The New York Observer is featuring a faux-trend : the new, younger mother who shuns feminist foolishness like establishing a career before having a family in favor of producing the kids early, with (vague, ill-defined) plans for returning to something (work, school, whatever) later. Putting off children is "out," as are old-school concerns like abortion rights and birth control-all at the bottom of the list for women "too busy mopping up crumbs" to concern themselves with rights that they (secure in Brooklyn) have long taken for granted.
Fortunately, based on the New Demography of American Motherhood study released today by the Pew Charitable Trust, it looks like there are about as many "Morgans" (the name the Observer reporter gave to the young woman who'd put off finishing graduate school and a career in favor of a toddler and a second pregnancy) out there as there were women in the "opt-out revolution" a few years ago-which is to say, a few, but not many. The Pew study finds that mothers of newborns in 2008 are older and better-educated than the typical first-time mother in 1990. Births among teens and women 20-34 were down, with a increase seen in mothers 35 and older, as the overall birth rates remained about the same. Those stats place "Morgan" at the forefront of not a trend, but a blip, worthy of a quick news story, and maybe a few cautionary words about exactly how "easy" it is to pop out and get a job after taking time off for motherhood, and how much more difficult that might be if you've never established a career or a track record in the first place.

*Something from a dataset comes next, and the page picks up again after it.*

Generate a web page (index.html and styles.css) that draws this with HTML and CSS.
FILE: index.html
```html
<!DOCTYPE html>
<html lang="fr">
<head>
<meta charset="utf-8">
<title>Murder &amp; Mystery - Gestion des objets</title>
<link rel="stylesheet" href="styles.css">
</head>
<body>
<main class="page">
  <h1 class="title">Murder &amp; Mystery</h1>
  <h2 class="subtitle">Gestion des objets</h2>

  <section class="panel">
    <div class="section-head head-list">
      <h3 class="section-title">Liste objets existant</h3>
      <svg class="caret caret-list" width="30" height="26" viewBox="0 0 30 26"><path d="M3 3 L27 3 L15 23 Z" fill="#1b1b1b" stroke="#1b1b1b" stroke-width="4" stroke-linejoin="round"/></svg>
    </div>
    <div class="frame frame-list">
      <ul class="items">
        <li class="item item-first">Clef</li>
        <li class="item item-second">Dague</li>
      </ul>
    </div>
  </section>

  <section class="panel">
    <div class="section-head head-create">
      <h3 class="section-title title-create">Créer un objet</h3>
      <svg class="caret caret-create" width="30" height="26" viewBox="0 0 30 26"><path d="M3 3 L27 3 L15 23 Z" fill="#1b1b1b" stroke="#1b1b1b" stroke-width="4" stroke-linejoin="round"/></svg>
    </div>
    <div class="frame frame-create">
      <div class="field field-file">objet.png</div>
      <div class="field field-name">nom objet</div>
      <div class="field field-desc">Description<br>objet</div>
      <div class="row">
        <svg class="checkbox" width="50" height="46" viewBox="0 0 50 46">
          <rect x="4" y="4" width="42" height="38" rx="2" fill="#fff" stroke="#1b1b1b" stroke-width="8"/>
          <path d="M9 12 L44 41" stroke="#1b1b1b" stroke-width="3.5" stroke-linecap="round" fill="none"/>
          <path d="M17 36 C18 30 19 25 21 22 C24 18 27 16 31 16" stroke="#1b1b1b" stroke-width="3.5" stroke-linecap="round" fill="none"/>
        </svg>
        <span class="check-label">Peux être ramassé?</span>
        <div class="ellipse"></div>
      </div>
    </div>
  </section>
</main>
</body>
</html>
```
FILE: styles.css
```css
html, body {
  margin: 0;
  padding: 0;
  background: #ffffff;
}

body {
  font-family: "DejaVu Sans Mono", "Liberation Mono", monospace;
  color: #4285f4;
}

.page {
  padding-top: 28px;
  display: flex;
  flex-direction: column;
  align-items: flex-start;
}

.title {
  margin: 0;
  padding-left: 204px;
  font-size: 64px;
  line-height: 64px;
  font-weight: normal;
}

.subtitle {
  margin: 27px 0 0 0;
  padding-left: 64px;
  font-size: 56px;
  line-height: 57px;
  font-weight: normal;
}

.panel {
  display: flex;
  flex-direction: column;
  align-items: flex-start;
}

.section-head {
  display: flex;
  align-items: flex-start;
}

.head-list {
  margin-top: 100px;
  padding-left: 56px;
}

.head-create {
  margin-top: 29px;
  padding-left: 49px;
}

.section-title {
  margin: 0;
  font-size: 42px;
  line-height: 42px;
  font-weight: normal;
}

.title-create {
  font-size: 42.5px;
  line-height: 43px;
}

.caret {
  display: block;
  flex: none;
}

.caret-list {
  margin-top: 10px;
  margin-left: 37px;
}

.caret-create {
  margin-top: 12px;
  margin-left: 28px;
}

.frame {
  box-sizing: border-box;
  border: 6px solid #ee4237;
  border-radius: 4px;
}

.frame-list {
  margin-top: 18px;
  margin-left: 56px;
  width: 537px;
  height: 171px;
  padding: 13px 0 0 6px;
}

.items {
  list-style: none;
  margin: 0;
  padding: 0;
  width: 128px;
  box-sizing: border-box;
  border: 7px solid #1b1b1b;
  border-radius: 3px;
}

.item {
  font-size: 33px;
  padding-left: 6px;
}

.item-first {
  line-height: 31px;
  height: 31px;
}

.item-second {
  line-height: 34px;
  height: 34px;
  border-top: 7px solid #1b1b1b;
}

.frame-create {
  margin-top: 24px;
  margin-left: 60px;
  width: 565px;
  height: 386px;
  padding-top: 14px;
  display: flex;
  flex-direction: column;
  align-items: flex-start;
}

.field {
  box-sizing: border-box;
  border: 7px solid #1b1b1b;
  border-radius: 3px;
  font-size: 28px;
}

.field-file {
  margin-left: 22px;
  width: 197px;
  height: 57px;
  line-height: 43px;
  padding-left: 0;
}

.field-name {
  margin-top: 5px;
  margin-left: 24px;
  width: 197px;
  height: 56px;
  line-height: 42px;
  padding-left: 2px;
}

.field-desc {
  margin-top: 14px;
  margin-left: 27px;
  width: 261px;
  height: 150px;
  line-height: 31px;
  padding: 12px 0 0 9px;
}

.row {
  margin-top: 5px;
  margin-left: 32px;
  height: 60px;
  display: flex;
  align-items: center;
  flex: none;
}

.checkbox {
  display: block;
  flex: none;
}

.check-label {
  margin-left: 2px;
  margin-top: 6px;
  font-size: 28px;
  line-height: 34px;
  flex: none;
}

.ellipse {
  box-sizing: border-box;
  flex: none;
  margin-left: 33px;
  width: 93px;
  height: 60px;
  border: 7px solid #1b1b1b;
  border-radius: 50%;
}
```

I'd end there, but the words of one woman quoted in the Observer piece gave me pause-no, they made my skin crawl. "'Women are defining themselves more by their families than they are by themselves,' said Pamela Paul, a 39-year-old mother of three in Harlem and author of Parenting, Inc . 'It’s no longer about something as selfish and self-advancing as abortion or the pill.' " If that 39-year-old mother of three doesn't want to "define herself" as a 42-year-old mother of six (and according to the Pew study, she probably doesn't), she might consider offering a little more respect to the women who fought to make possible her right to choose when and how often she gave birth-and to note, too, that there are women all over the world who still don't have access to safe, legal birth control, and other women willing to stop mopping up crumbs in order to fight to extend that right worldwide. Define me, please, by (among other things) my willingness to join in that fight.
Update: I just heard from Pamela Paul, who tells me her words to the Observer were ironic, not earnest. Define her as pro-choice, and deeply disappointed that anyone would remain willingly ignorant of the importance of the battles for women's rights that are still being fought.